このイエスの復活について与えられたメッセージをペリーは既に知っていたのだが、
この著者によって発表するのを禁じられていた。そして彼はこの著者にとって不都合な
資料が隠匿されているのではないかと疑った。そしてその時気づいたのだが、このメッセージが与えられた日付は
1976.10.2でちょうど15年前の出来事であり、3つの出来事からなるCMPEが生じていたのである。
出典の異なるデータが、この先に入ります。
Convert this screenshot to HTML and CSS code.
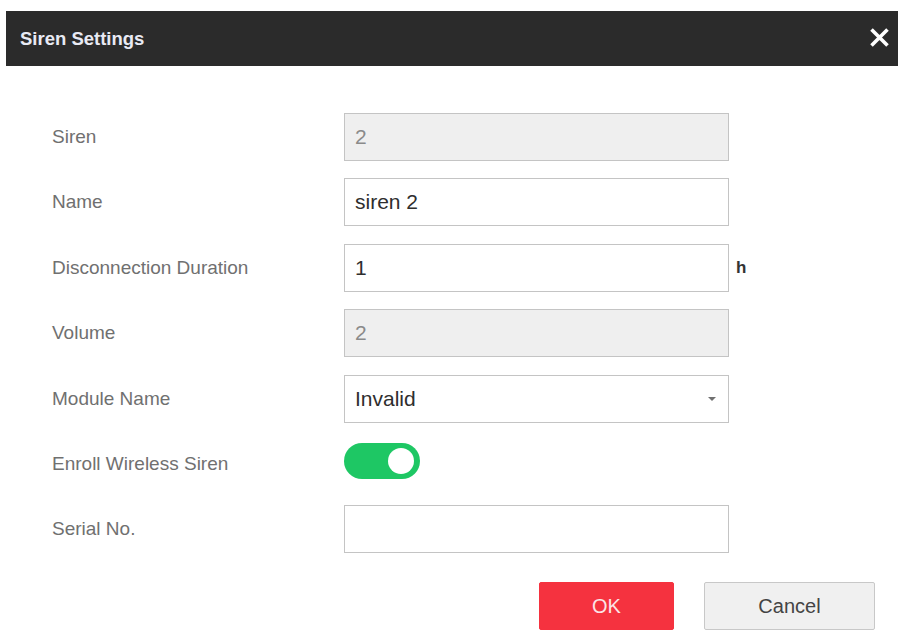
FILE: index.html
```html
<!DOCTYPE html>
<html lang="en">

<head>
    <meta charset="UTF-8">
    <meta name="viewport" content="width=device-width, initial-scale=1.0">
    <title>Siren Settings</title>
    <link rel="stylesheet" href="styles.css">
</head>

<body>
    <div class="dialog">
        <div class="dialog-header">
            <span class="dialog-title">Siren Settings</span>
            <button class="close-btn" title="Close">
                <svg width="21" height="19" viewBox="0 0 21 19">
                    <path d="M2.5 1.5 L18.5 17.5 M18.5 1.5 L2.5 17.5" stroke="#fff" stroke-width="3.6" fill="none" />
                </svg>
            </button>
        </div>

        <div class="dialog-body">
            <label class="label">Siren</label>
            <input class="field" type="text" value="2" disabled>
            <span></span>

            <label class="label">Name</label>
            <input class="field" type="text" value="siren 2">
            <span></span>

            <label class="label">Disconnection Duration</label>
            <input class="field" type="text" value="1">
            <span class="unit">h</span>

            <label class="label">Volume</label>
            <input class="field" type="text" value="2" disabled>
            <span></span>

            <label class="label">Module Name</label>
            <div class="field select">
                <span>Invalid</span>
                <span class="caret"></span>
            </div>
            <span></span>

            <label class="label">Enroll Wireless Siren</label>
            <div class="switch-cell">
                <div class="switch on">
                    <span class="knob"></span>
                </div>
            </div>
            <span></span>

            <label class="label">Serial No.</label>
            <input class="field" type="text" value="">
            <span></span>
        </div>

        <div class="dialog-footer">
            <button class="btn btn-ok">OK</button>
            <button class="btn btn-cancel">Cancel</button>
        </div>
    </div>
</body>

</html>
```

FILE: styles.css
```css
body {
    margin: 0;
    background-color: white;
    font-family: "Liberation Sans", Arial, sans-serif;
}

.dialog {
    margin: 11px 8px 0 6px;
}

.dialog-header {
    height: 55px;
    background-color: #2b2b2b;
    display: flex;
    align-items: center;
    justify-content: space-between;
    padding: 0 8px 0 14px;
}

.dialog-title {
    color: #e8eaf4;
    font-size: 18.5px;
    font-weight: bold;
}

.close-btn {
    background: none;
    border: none;
    padding: 0;
    display: flex;
    margin-top: -2px;
    cursor: pointer;
}

.dialog-body {
    display: grid;
    grid-template-columns: 292px 385px auto;
    grid-auto-rows: 48px;
    row-gap: 17.4px;
    align-items: center;
    padding: 47px 0 0 46px;
}

.label {
    color: #707070;
    font-size: 19px;
}

.field {
    box-sizing: border-box;
    width: 385px;
    height: 48px;
    margin: 0;
    border: 1px solid #c4c4c4;
    background-color: white;
    padding: 0 10px;
    font-family: "Liberation Sans", Arial, sans-serif;
    font-size: 21px;
    color: #2e2e2e;
    outline: none;
}

.field:disabled {
    background-color: #efefef;
    color: #8a8a8a;
    -webkit-text-fill-color: #8a8a8a;
}

.select {
    display: flex;
    align-items: center;
    justify-content: space-between;
    padding-right: 12px;
}

.caret {
    width: 0;
    height: 0;
    border-left: 4px solid transparent;
    border-right: 4px solid transparent;
    border-top: 4px solid #707070;
}

.unit {
    margin-left: 7px;
    color: #333;
    font-size: 17px;
    font-weight: bold;
}

.switch-cell {
    display: flex;
    align-items: center;
    margin-top: -6px;
}

.switch {
    box-sizing: border-box;
    width: 76px;
    height: 36px;
    border-radius: 18px;
    background-color: #1ec764;
    display: flex;
    align-items: center;
    justify-content: flex-end;
    padding: 0 6px;
}

.knob {
    width: 26px;
    height: 26px;
    border-radius: 50%;
    background-color: white;
}

.dialog-footer {
    display: flex;
    justify-content: flex-end;
    gap: 30px;
    margin-top: 29px;
    padding-right: 23px;
}

.btn {
    height: 48px;
    font-family: "Liberation Sans", Arial, sans-serif;
    font-size: 20px;
    border-radius: 2px;
    cursor: pointer;
}

.btn-ok {
    width: 135px;
    background-color: #f5323f;
    border: 1px solid #f5323f;
    color: #fbe4e6;
}

.btn-cancel {
    width: 171px;
    background-color: #f0f0f0;
    border: 1px solid #c8c8c8;
    color: #444;
}
```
ここからペリーはACIMにも未公開の資料があるのではと考え、ACIMの初期メンバーに問い合わせるが、
その存在は否定されてしまう。
しかし2000年、ACIMにも「死海文書」と同じような出来事が発生し、
2つの未公開資料が無名の人々によってインターネット上で公開され、
CMPEが未来の出来事にまで及んでいることが判明するのであった。
最後の章を書き終えて、ペリーはCMPEが神に由来することを示してくれるように祈り、
そして驚異的なCMPEが生じたことをエピローグに記している。これまでCMPEにおいて
発生する平行事象は平均して8個前後であったが、最後に与えられたのは32もの平行事象を
含んだものであった。そして、それまで自分の本についてのアドバイスだと考えていた
サイン[CMPE]が、実はサインが自らについて希望することを示しているのに気づくのであった。
サイン自体が人々のもとに届いて人々の人生を一変させることを望み、
そうするためにペリーをしてサインについての本を書かせたのであると。